## Task goal
Take the listing from its first line through the line that contains "import React from" and please retype those lines exactly, leaving out the pictures.

......

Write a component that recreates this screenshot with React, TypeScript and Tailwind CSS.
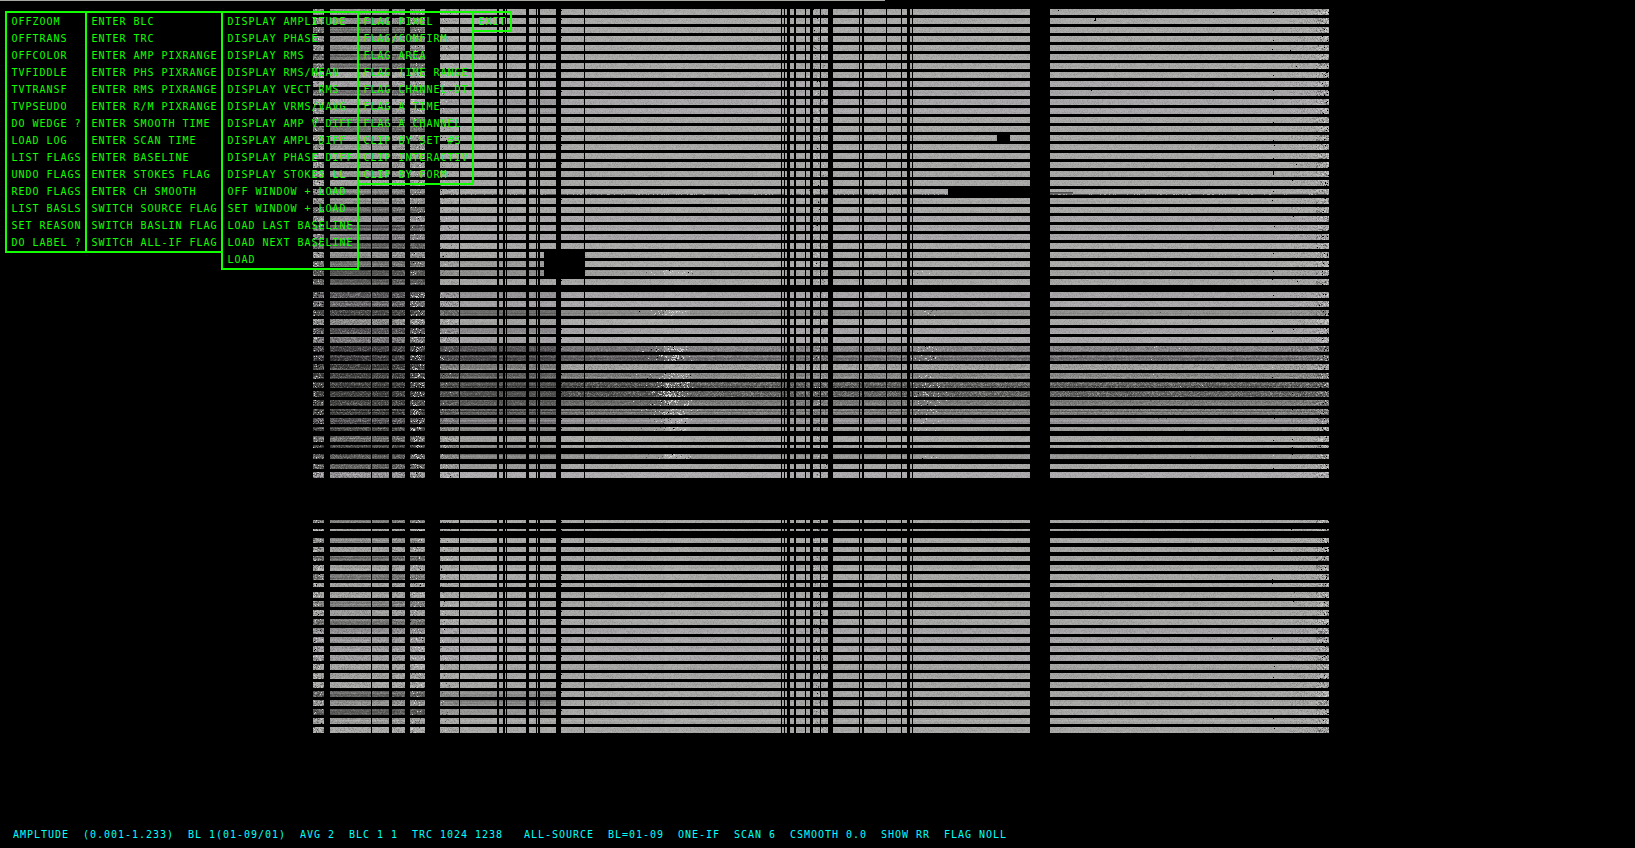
import React from "react";

const MENUS: { width: string; items: string[] }[] = [
  {
    width: "w-[82px]",
    items: ["OFFZOOM", "OFFTRANS", "OFFCOLOR", "TVFIDDLE", "TVTRANSF", "TVPSEUDO", "DO WEDGE ?", "LOAD LOG", "LIST FLAGS", "UNDO FLAGS", "REDO FLAGS", "LIST BASLS", "SET REASON", "DO LABEL ?"],
  },
  {
    width: "w-[138px]",
    items: ["ENTER BLC", "ENTER TRC", "ENTER AMP PIXRANGE", "ENTER PHS PIXRANGE", "ENTER RMS PIXRANGE", "ENTER R/M PIXRANGE", "ENTER SMOOTH TIME", "ENTER SCAN TIME", "ENTER BASELINE", "ENTER STOKES FLAG", "ENTER CH SMOOTH", "SWITCH SOURCE FLAG", "SWITCH BASLIN FLAG", "SWITCH ALL-IF FLAG"],
  },
  {
    width: "w-[138px]",
    items: ["DISPLAY AMPLITUDE", "DISPLAY PHASE", "DISPLAY RMS", "DISPLAY RMS/MEAN", "DISPLAY VECT RMS", "DISPLAY VRMS/VAVG", "DISPLAY AMP V DIFF", "DISPLAY AMPL DIFF", "DISPLAY PHASE DIFF", "DISPLAY STOKES LL", "OFF WINDOW + LOAD", "SET WINDOW + LOAD", "LOAD LAST BASELINE", "LOAD NEXT BASELINE", "LOAD"],
  },
  {
    width: "w-[117px]",
    items: ["FLAG PIXEL", "FLAG/CONFIRM", "FLAG AREA", "FLAG TIME RANGE", "FLAG CHANNEL-DT", "FLAG A TIME", "FLAG A CHANNEL", "CLIP BY SET #S", "CLIP INTERACTIV", "CLIP BY FORM"],
  },
  { width: "w-[40px]", items: ["EXIT"] },
];

const STATUS =
  "AMPLTUDE  (0.001-1.233)  BL 1(01-09/01)  AVG 2  BLC 1 1  TRC 1024 1238   ALL-SOURCE  BL=01-09  ONE-IF  SCAN 6  CSMOOTH 0.0  SHOW RR  FLAG NOLL";

// Flagged channels: [start, end)
const GAPS: [number, number][] = [
  [324, 330], [371, 372], [389, 392], [405, 410], [425, 440], [459, 460], [497, 499], [503, 505],
  [506, 507], [526, 529], [536, 537], [538, 540], [556, 561], [584, 585], [781, 782], [784, 785],
  [787, 790], [794, 796], [805, 806], [810, 813], [820, 821], [828, 833], [859, 860], [862, 864],
  [886, 887], [901, 902], [907, 910], [912, 913], [1030, 1050],
];

type Row = { y: number; h: number; s: [number, number, number, number] };

// Scans: mean brightness in the four channel groups
const ROWS: Row[] = [];
const LEFT_TOP = [150, 138, 112, 142, 140, 104, 115, 165, 158, 116, 168, 148, 120, 115, 158, 150, 160, 152, 155, 163, 132, 142, 100, 150, 98, 132, 88, 145, 100, 80, 98];
LEFT_TOP.forEach((left, i) => {
  const y = 9 + i * 9;
  const mid = y >= 99 && y <= 108 ? 155 : y === 261 ? 150 : y === 270 ? 138 : 167;
  ROWS.push({ y, h: 6, s: [left, mid, y === 270 ? 157 : 168, y === 270 ? 160 : 168] });
});
const MIDDLE: [number, number, number, number, number, number][] = [
  [292, 6, 85, 148, 166, 166], [301, 6, 105, 163, 172, 170], [310, 6, 65, 98, 130, 138], [319, 6, 140, 162, 172, 170],
  [328, 6, 85, 138, 165, 165], [337, 6, 122, 162, 173, 170], [346, 6, 58, 78, 110, 128], [355, 6, 60, 75, 92, 110],
  [364, 6, 72, 130, 162, 162], [373, 6, 66, 94, 122, 135], [382, 6, 58, 72, 72, 88], [391, 6, 58, 74, 76, 92],
  [400, 6, 62, 82, 98, 115], [409, 6, 65, 90, 115, 124], [418, 6, 70, 112, 140, 145], [427, 4, 80, 135, 155, 158],
  [436, 6, 112, 158, 170, 168], [445, 3, 75, 140, 165, 165], [454, 5, 80, 125, 145, 145], [464, 5, 88, 150, 165, 165],
  [472, 6, 140, 172, 172, 170],
];
MIDDLE.forEach(([y, h, a, b, c, d]) => ROWS.push({ y, h, s: [a, b, c, d] }));
const LEFT_LOW = [125, 165, 132, 162, 118, 158, 112, 160, 160, 132, 158, 112, 145, 152, 157, 152, 167, 162, 167, 98, 145, 88, 155, 167];
const LOW_H = [3, 2, 5, 5, 5, 6, 6, 4];
LEFT_LOW.forEach((left, i) => {
  const mid = i === 19 ? 138 : i === 20 ? 135 : i === 21 ? 150 : 168;
  ROWS.push({ y: 520 + i * 9, h: LOW_H[i] ?? 6, s: [left, mid, 167, 166] });
});

function random(seed: number) {
  let a = seed;
  return () => {
    a = (a + 0x6d2b79f5) | 0;
    let t = Math.imul(a ^ (a >>> 15), 1 | a);
    t = (t + Math.imul(t ^ (t >>> 7), 61 | t)) ^ t;
    return ((t ^ (t >>> 14)) >>> 0) / 4294967296;
  };
}

const rnd = random(4711);
const gauss = () => rnd() + rnd() + rnd() + rnd() - 2;

const ZONES: [number, number, number][] = [
  [313, 425, 0],
  [440, 556, 1],
  [561, 664, 2],
  [664, 690, 4],
  [690, 1329, 3],
];

const isPurple = (y: number) =>
  (y >= 81 && y <= 108) || (y >= 216 && y <= 234) || (y >= 292 && y <= 301) || (y >= 328 && y <= 355) || y === 418 || y === 472 || (y >= 628 && y <= 655);

const LINES: { x: number; y: number; w: number; fill: string }[] = [];
ROWS.forEach((row) => {
  const purple = isPurple(row.y);
  for (let line = 0; line < row.h; line++) {
    const offset = gauss();
    ZONES.forEach(([x0, x1, z]) => {
      const base = z === 4 ? Math.min(170, row.s[2] + 22) : row.s[z];
      const v = Math.round(base + offset * Math.min(24, (174 - base) * 0.35 + 2));
      LINES.push({ x: x0, y: row.y + line, w: x1 - x0, fill: purple ? `rgb(${v + 1},${v - 2},${v + 1})` : `rgb(${v},${v},${v - 1})` });
    });
  }
});

// Tile of single-pixel grain, split in four tones
const TILE_W = 173;
const TILE_H = 71;
const GRAIN = ["", "", "", ""];
for (let y = 0; y < TILE_H; y++) {
  for (let x = 0; x < TILE_W; x++) {
    const g = gauss();
    const k = g < -0.75 ? 0 : g < -0.25 ? 1 : g > 0.75 ? 3 : g > 0.25 ? 2 : -1;
    if (k >= 0) GRAIN[k] += `M${x} ${y}h1v1h-1z`;
  }
}

// Isolated bright, grey and dropped samples
let WHITE = "";
let BLACK = "";
let DARK = "";
const scatter = (cx: number, spread: number, row: Row, n: number, white: number, black = 0.2) => {
  for (let i = 0; i < n; i++) {
    const x = Math.round(cx + gauss() * spread);
    const y = row.y + Math.floor(rnd() * row.h);
    const p = `M${x} ${y}h1v1h-1z`;
    if (x < 313 || x >= 1329) continue;
    if (rnd() < white) WHITE += p;
    else if (rnd() < black) BLACK += p;
    else DARK += p;
  }
};
ROWS.forEach((row) => {
  const dim = Math.max(0, 170 - row.s[2]) / 100;
  if (dim > 0.1) {
    scatter(673, 15, row, Math.round(8 + dim * 48), 0.72);
    scatter(655, 22, row, Math.round(dim * 18), 0.25, 0.05);
    scatter(925, 14, row, Math.round(dim * 28), 0.6, 0.1);
    scatter(1170, 30, row, Math.round(dim * 8), 0.2, 0);
  }
  const middle = row.y > 290 && row.y < 480;
  scatter(417, 8, row, middle ? 18 : 6, 0.6, 0.1);
  scatter(316, 6, row, 5, 0.5);
  scatter(443, 6, row, 3, 0.4, 0.1);
  scatter(1326, 6, row, 8, 0.5, 0.5);
  scatter(818, 6, row, 3, 0.5);
  if (rnd() < 0.4) scatter(1273, 1, row, 1, 0.2, 0.8);
  if (rnd() < 0.2) scatter(1293, 3, row, 1, 0.1, 0.8);
  if (rnd() < 0.5) BLACK += `M561 ${row.y + 1}h1v1h-1z`;
});
for (let x = 330; x < 1329; x++) if (rnd() < 0.75) DARK += `M${x} 194h1v1h-1z`;

const GAP_ROWS: [number, number][] = ROWS.slice(0, -1).map((r, i) => [r.y + r.h, ROWS[i + 1].y]);

function Raster() {
  return (
    <svg className="col-start-1 row-start-1 block" width="1635" height="848" viewBox="0 0 1635 848" shapeRendering="crispEdges">
      <defs>
        <pattern id="grain" width={TILE_W} height={TILE_H} patternUnits="userSpaceOnUse">
          <path d={GRAIN[0]} fill="#000" fillOpacity="0.4" />
          <path d={GRAIN[1]} fill="#000" fillOpacity="0.17" />
          <path d={GRAIN[2]} fill="#fff" fillOpacity="0.14" />
          <path d={GRAIN[3]} fill="#fff" fillOpacity="0.34" />
        </pattern>
      </defs>
      <rect width="885" height="1" fill="#a8a8a4" />
      {LINES.map((l, i) => (
        <rect key={i} x={l.x} y={l.y} width={l.w} height="1" fill={l.fill} />
      ))}
      <rect x="313" y="9" width="1016" height="724" fill="url(#grain)" opacity="0.22" />
      <rect x="313" y="9" width="112" height="724" fill="url(#grain)" opacity="0.18" />
      <rect x="392" y="9" width="33" height="724" fill="url(#grain)" opacity="0.25" />
      <rect x="313" y="9" width="11" height="724" fill="url(#grain)" opacity="0.6" />
      <rect x="440" y="9" width="19" height="724" fill="url(#grain)" opacity="0.18" />
      <rect x="313" y="292" width="146" height="186" fill="url(#grain)" opacity="0.3" />
      <rect x="460" y="346" width="869" height="72" fill="url(#grain)" opacity="0.2" />
      <rect x="561" y="382" width="768" height="15" fill="url(#grain)" opacity="0.35" />
      <rect x="813" y="9" width="15" height="724" fill="url(#grain)" opacity="0.25" />
      <rect x="1290" y="9" width="39" height="724" fill="url(#grain)" opacity="0.2" />
      <rect x="1316" y="9" width="13" height="724" fill="url(#grain)" opacity="0.5" />
      <path d={DARK} fill="#565656" />
      <rect x="1050" y="192" width="23" height="1" fill="#505050" />
      <rect x="1050" y="193" width="23" height="1" fill="#686868" />
      <path d={WHITE} fill="#d4d4d4" />
      <path d={BLACK} fill="#000" />
      {GAP_ROWS.map(([a, b]) => (
        <rect key={a} x="300" y={a} width="1040" height={b - a} fill="#000" />
      ))}
      {GAPS.map(([a, b]) => (
        <rect key={a} x={a} y="9" width={b - a} height="724" fill="#000" />
      ))}
      <rect x="544" y="249" width="41" height="30" fill="#000" />
      <rect x="997" y="135" width="13" height="6" fill="#000" />
      <rect x="948" y="189" width="82" height="6" fill="#000" />
      <path d="M1095 18h1v3h-2v-1h1zM1058 10h1v1h-1zM1273 171h1v4h-1zM1091 90h1v1h-1z" fill="#000" />
    </svg>
  );
}

export default function App() {
  return (
    <div className="grid h-[848px] w-[1635px] overflow-hidden bg-black font-['DejaVu_Sans_Mono',monospace] text-[10px] tracking-[0.98px]">
      <Raster />
      <div className="z-10 col-start-1 row-start-1 flex flex-col justify-between pt-[11px] pb-[5px]">
        <div className="flex items-start pl-[5px] text-[#11ff00]">
          {MENUS.map((menu, i) => (
            <ul key={i} className={`${menu.width} ${i > 0 ? "-ml-[2px]" : ""} shrink-0 border-2 border-[#11ff00] pl-[4.4px]`}>
              {menu.items.map((item) => (
                <li key={item} className="h-[17px] leading-[17px] whitespace-pre">
                  {item}
                </li>
              ))}
            </ul>
          ))}
        </div>
        <div className="pl-[13px] leading-[17px] whitespace-pre text-[#00ffff]">{STATUS}</div>
      </div>
    </div>
  );
}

......

## Output below
Write a component that recreates this screenshot with React, TypeScript and Tailwind CSS.
import React from "react";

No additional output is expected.